### What is asked
Copy every line that holds "this".

===== Record excerpts

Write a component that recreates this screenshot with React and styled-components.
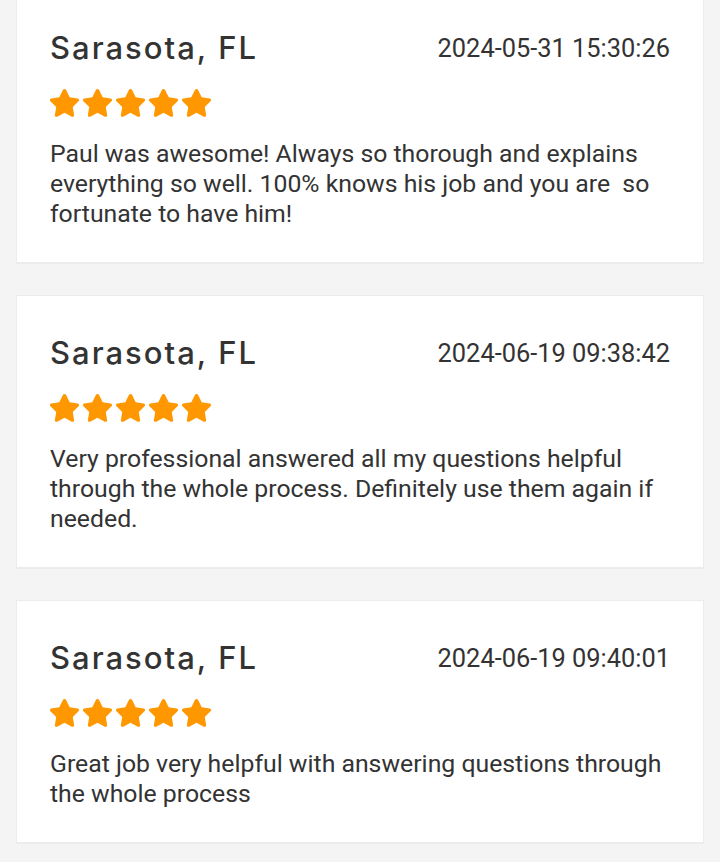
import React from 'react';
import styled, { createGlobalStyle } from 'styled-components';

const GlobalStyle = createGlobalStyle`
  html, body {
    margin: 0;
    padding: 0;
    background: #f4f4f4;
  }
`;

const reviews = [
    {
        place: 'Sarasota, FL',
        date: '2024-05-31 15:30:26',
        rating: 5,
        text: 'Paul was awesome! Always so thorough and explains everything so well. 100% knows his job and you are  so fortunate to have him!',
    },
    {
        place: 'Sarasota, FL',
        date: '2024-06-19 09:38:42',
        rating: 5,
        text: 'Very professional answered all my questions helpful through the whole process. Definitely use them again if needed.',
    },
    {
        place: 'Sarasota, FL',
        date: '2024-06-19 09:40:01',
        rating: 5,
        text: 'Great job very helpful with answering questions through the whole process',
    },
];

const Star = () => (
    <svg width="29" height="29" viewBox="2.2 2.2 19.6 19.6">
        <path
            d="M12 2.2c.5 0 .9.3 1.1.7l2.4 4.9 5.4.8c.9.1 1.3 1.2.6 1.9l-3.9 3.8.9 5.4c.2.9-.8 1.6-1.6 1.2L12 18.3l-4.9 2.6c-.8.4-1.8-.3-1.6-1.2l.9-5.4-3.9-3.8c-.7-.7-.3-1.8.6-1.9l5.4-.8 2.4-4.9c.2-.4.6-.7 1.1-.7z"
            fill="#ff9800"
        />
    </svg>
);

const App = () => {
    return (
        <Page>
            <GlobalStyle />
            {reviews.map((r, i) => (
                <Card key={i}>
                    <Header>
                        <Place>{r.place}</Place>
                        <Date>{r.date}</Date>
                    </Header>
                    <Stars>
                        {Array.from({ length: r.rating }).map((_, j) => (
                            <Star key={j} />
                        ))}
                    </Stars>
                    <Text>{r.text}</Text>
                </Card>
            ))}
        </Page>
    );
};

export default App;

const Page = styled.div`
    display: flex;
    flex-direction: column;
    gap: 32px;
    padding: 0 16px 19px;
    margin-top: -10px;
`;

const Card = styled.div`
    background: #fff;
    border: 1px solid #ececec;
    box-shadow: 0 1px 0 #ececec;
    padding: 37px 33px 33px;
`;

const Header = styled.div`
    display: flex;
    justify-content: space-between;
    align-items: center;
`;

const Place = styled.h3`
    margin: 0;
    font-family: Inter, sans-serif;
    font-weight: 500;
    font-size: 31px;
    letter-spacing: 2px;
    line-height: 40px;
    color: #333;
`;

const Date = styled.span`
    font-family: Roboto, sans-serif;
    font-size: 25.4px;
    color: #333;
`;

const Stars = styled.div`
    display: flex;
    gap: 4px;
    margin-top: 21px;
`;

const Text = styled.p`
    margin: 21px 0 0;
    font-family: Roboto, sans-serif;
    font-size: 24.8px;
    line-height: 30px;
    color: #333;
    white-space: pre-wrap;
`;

==========
===== Record excerpts

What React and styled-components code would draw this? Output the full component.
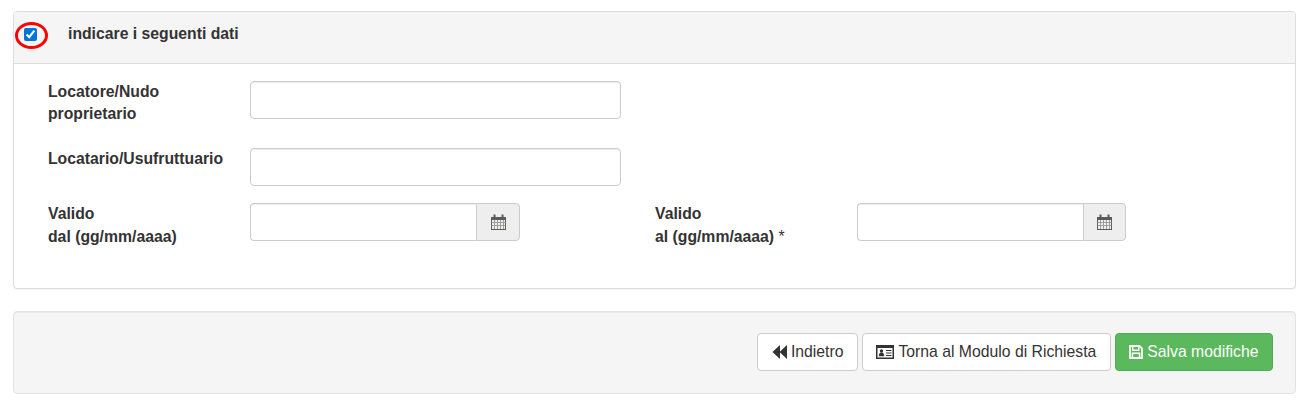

==========
===== Record excerpts

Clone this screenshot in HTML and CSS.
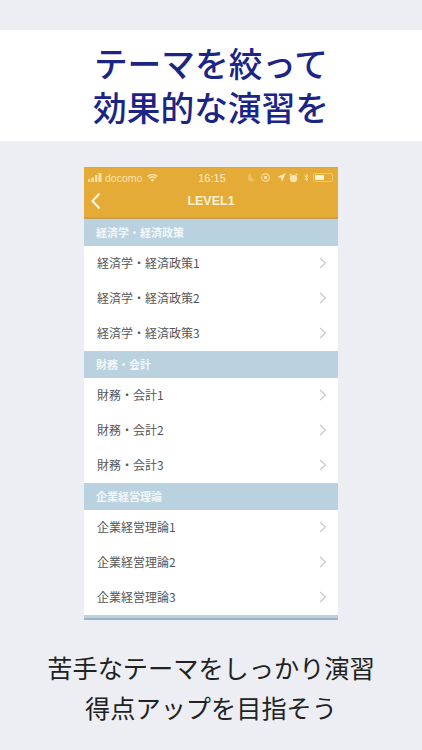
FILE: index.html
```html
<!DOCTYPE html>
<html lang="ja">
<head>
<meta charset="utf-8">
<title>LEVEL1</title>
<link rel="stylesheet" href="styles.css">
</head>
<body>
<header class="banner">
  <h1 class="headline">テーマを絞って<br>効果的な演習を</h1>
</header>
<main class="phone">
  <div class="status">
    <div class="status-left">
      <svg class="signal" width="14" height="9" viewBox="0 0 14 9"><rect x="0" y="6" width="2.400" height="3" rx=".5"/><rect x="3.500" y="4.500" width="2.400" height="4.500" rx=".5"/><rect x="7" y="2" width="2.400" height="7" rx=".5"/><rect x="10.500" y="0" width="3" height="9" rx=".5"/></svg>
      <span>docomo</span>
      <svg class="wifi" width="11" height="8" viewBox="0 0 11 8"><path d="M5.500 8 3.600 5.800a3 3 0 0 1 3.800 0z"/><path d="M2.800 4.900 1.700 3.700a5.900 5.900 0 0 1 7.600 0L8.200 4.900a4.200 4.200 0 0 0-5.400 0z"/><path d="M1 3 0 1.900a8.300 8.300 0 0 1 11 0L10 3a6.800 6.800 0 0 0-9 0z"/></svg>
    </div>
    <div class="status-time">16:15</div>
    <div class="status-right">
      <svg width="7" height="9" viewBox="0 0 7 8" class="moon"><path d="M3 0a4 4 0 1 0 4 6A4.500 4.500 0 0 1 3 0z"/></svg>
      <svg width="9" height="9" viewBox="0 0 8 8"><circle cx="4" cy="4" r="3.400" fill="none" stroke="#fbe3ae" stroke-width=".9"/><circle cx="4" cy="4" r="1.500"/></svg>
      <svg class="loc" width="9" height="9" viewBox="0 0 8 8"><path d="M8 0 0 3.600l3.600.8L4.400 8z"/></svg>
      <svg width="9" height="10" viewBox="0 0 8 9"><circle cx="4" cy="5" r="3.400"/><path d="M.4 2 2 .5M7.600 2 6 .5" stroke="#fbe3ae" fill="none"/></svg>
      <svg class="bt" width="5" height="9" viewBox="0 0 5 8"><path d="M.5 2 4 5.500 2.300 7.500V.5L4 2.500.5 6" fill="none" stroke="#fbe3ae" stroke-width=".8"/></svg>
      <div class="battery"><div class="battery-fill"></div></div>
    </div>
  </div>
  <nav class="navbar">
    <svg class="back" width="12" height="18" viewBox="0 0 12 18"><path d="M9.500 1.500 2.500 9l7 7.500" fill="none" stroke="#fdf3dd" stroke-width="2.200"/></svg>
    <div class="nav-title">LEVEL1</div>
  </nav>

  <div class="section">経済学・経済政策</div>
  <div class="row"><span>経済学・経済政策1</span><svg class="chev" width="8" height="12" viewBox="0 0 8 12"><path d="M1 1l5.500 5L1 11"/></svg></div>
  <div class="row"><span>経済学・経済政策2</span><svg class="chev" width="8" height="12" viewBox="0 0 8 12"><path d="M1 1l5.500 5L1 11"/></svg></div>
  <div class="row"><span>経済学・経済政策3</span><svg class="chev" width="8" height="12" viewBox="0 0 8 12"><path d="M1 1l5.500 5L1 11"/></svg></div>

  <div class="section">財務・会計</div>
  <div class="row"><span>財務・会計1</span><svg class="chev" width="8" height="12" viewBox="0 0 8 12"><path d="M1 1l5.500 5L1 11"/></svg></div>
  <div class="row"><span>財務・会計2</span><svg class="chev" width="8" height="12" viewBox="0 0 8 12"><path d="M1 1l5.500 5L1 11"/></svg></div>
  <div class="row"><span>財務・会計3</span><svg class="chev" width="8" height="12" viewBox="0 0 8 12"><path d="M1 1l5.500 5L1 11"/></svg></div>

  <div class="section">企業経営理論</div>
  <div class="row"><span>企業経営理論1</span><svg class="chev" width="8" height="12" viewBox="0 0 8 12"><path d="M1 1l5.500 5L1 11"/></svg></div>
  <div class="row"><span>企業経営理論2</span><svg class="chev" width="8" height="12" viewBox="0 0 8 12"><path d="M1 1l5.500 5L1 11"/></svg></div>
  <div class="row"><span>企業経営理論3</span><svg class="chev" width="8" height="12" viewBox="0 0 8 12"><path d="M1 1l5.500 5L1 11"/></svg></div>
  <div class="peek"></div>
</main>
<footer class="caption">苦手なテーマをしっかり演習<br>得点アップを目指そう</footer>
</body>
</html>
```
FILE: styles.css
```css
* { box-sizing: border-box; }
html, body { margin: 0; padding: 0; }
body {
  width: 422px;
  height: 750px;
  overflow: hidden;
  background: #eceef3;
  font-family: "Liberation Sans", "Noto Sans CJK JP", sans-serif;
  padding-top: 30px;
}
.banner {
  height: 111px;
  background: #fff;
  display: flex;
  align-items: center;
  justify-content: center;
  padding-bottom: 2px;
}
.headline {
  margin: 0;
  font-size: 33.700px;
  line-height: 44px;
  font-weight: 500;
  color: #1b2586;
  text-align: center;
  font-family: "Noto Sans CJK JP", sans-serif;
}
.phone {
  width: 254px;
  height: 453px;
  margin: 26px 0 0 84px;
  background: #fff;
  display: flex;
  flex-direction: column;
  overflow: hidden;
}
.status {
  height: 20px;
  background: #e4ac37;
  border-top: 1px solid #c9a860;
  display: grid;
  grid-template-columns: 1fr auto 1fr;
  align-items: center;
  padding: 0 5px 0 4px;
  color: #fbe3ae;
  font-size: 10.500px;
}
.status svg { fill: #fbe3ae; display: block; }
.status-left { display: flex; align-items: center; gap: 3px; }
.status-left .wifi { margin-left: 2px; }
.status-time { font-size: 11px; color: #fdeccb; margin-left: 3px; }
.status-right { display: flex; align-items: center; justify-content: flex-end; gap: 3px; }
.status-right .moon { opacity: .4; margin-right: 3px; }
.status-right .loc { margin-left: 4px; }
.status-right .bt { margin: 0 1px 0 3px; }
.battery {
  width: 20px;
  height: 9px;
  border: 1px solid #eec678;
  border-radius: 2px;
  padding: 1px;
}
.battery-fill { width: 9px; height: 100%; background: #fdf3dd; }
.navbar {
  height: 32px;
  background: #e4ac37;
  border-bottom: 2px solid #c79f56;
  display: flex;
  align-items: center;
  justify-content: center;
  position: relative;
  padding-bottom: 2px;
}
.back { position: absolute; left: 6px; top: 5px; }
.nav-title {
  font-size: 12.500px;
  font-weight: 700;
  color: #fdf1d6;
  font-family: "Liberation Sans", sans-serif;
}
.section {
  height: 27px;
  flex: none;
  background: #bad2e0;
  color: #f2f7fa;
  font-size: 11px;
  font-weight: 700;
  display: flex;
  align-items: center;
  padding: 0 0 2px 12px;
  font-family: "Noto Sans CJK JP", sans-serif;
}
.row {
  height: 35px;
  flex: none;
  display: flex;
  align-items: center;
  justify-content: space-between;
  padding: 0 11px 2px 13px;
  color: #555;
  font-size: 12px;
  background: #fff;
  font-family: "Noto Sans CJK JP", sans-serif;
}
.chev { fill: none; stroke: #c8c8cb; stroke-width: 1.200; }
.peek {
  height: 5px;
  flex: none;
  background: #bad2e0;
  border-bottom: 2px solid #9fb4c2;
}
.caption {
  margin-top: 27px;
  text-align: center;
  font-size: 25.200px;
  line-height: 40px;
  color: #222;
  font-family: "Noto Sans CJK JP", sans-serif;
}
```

==========

### Task answer
Write a component that recreates this screenshot with React and styled-components.
What React and styled-components code would draw this? Output the full component.
Clone this screenshot in HTML and CSS.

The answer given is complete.